Che trasformazione subirà la programmazione, sarà meno dilatata nel tempo? Sono previsti più eventi collaterali durante il giorno? Chi viene a Gibellina da fuori, viene esclusivamente per il festival, deve quindi poter vivere, calarsi dentro il mondo del teatro.
Sono previste tre sezioni che si svilupperanno nell’arco di tre weekend: Arte contemporanea, Mediterraneo, Teatro civile\narrazione. Sarà dato molto spazio alla drammaturgia siciliana in relazione ai giovani autori, istituendo un Premio di giovane drammaturgia siciliana, che fungerà da vero e proprio osservatorio. Verranno subito selezionati dei progetti, al vincitore spetterà un premio di produzione, con la possibilità di presentare a Gibellina un’anteprima e debuttare poi all’interno della Stagione del Biondo. È un progetto che sarà subito avviato e prevede la collaborazione con il Teatro Biondo e il Comune di Palermo.
Ci saranno altre collaborazioni?
Certamente, ci saranno diverse collaborazioni, a partire con il Teatro Biondo, per la presentazione a Gibellina di anteprime di debutti, spettacoli ancora non definiti, idee in divenire di un progetto creativo. Sarà opportuno collaborare anche con il produttore Marco Balsamo, tra i maggiori distributori di teatro in Italia.
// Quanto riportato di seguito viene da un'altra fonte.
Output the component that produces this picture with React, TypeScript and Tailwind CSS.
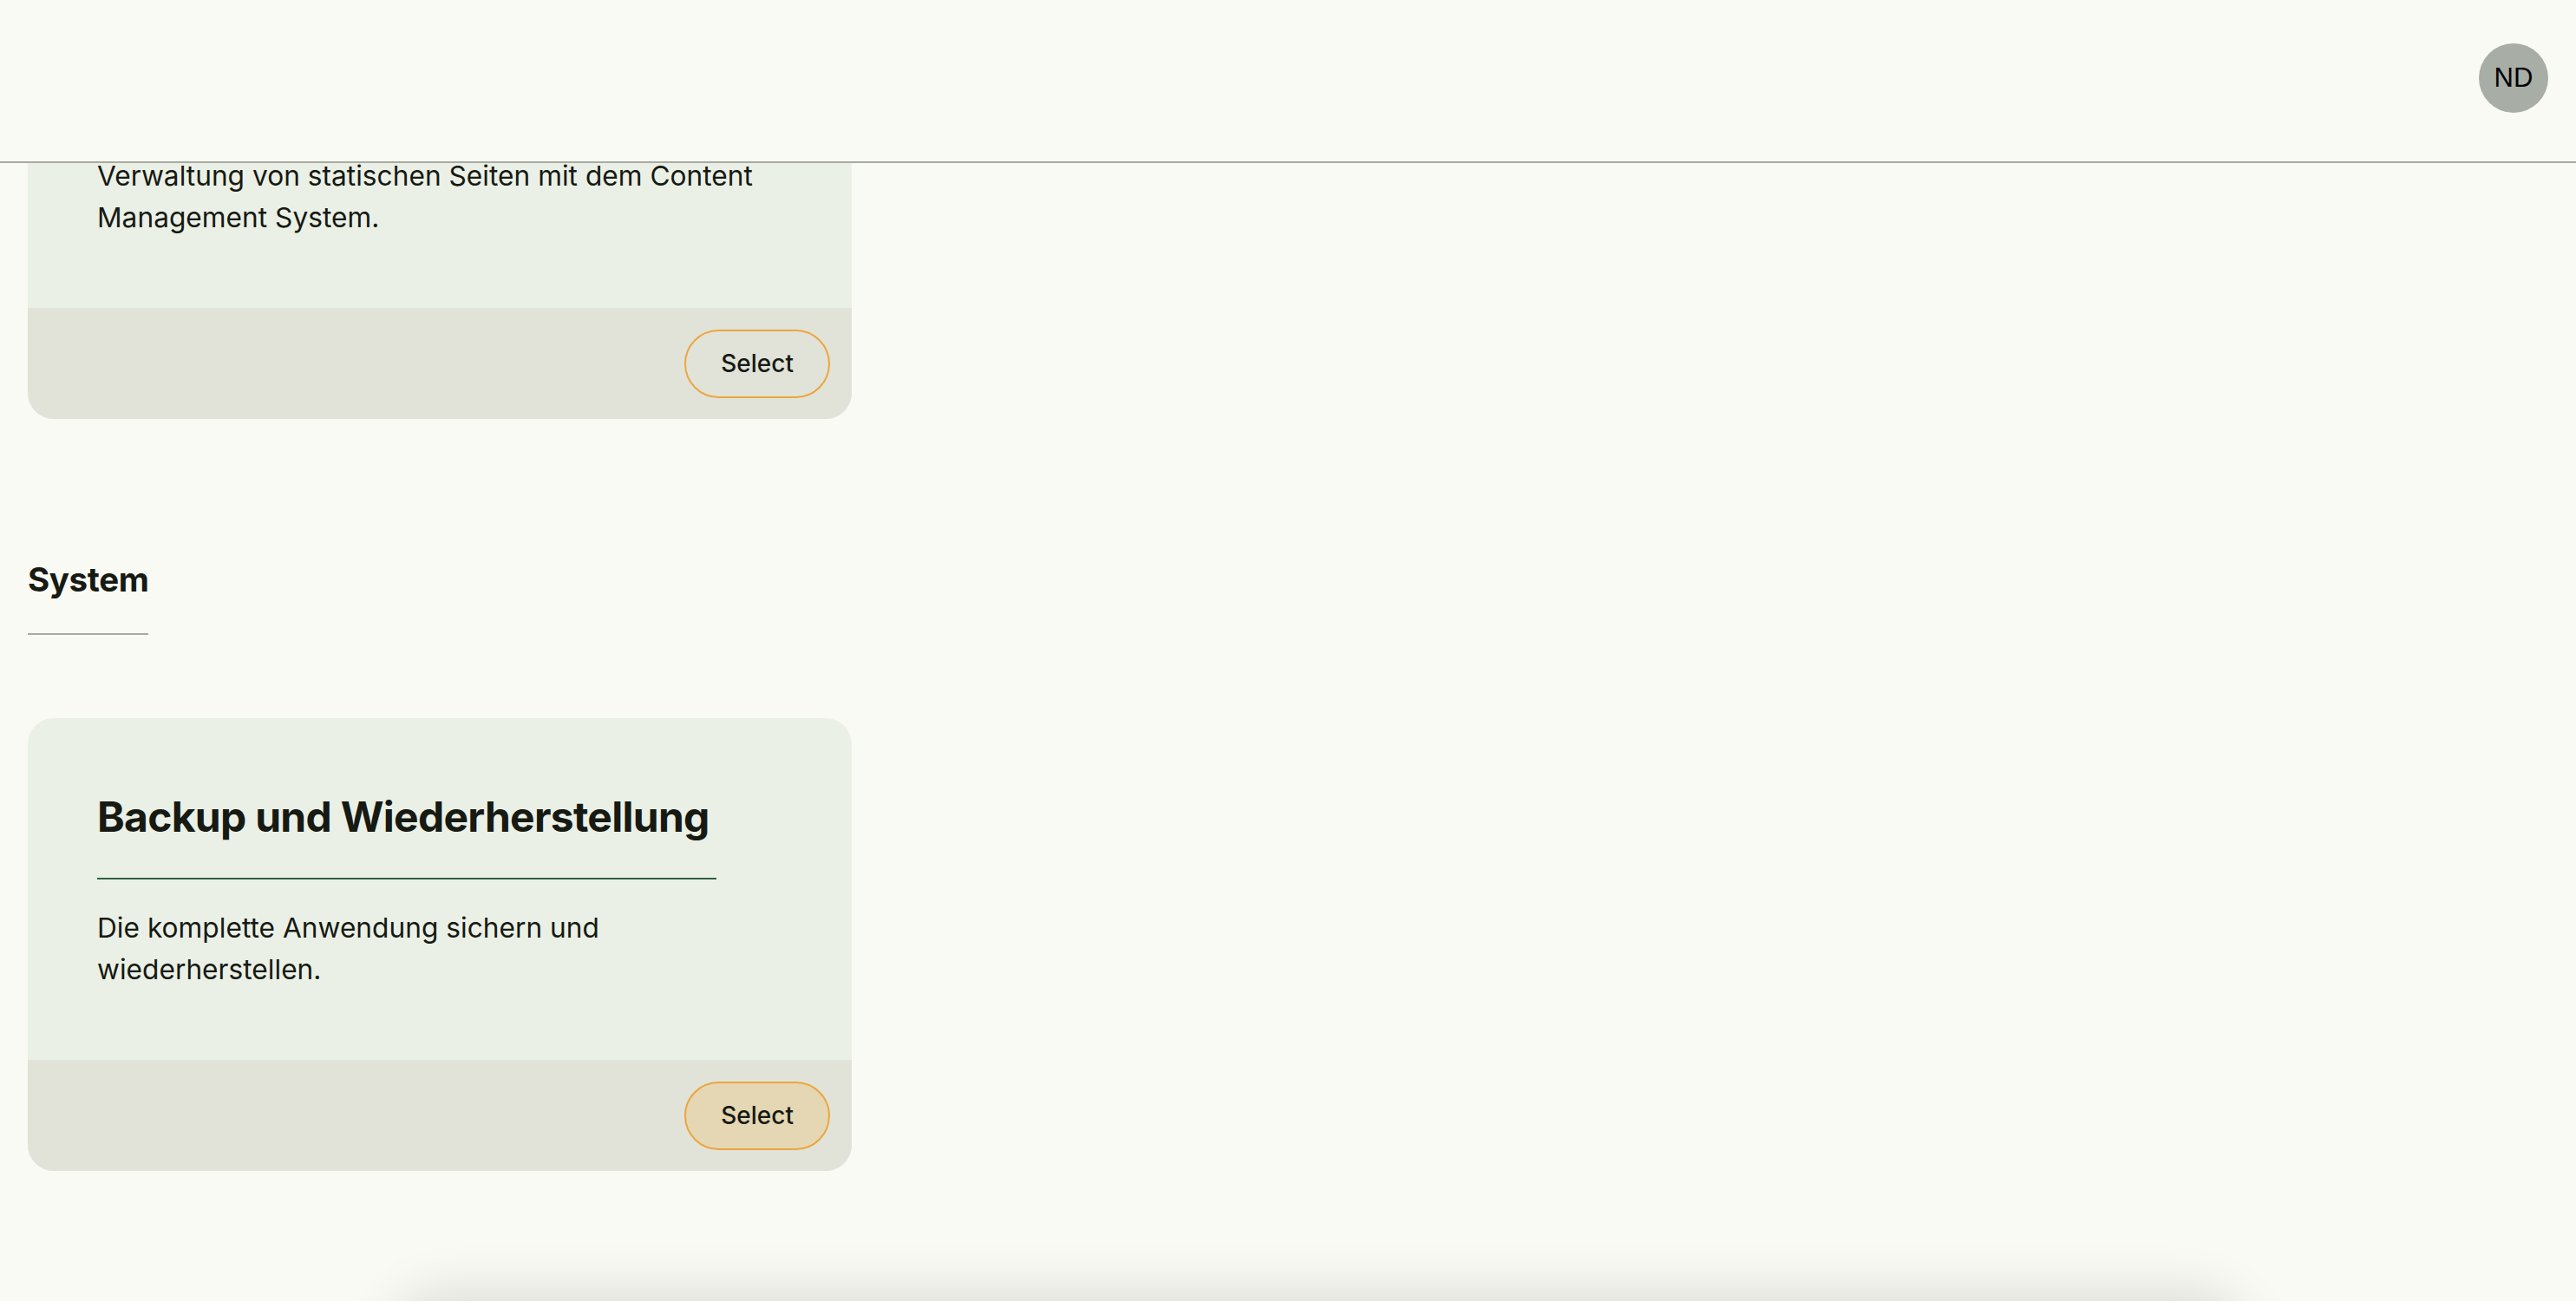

È da delineare ancora la collaborazione con Manifesta che si svolgerà a Palermo più o meno nello stesso periodo. Del resto la mia nomina è fresca di pochi giorni…
Idee, contenuti, collaborazioni, molta carne al fuoco: riuscirà davvero il nostro eroe a rilanciare il luogo simbolo della contemporaneità in Sicilia? Le sfide ci piacciono, e le novità -è inevitabile- creano sempre aspettative ed entusiasmo. Ma noi siamo qui per monitorare e lo faremo. Il resto ve lo racconteremo nelle successive puntate.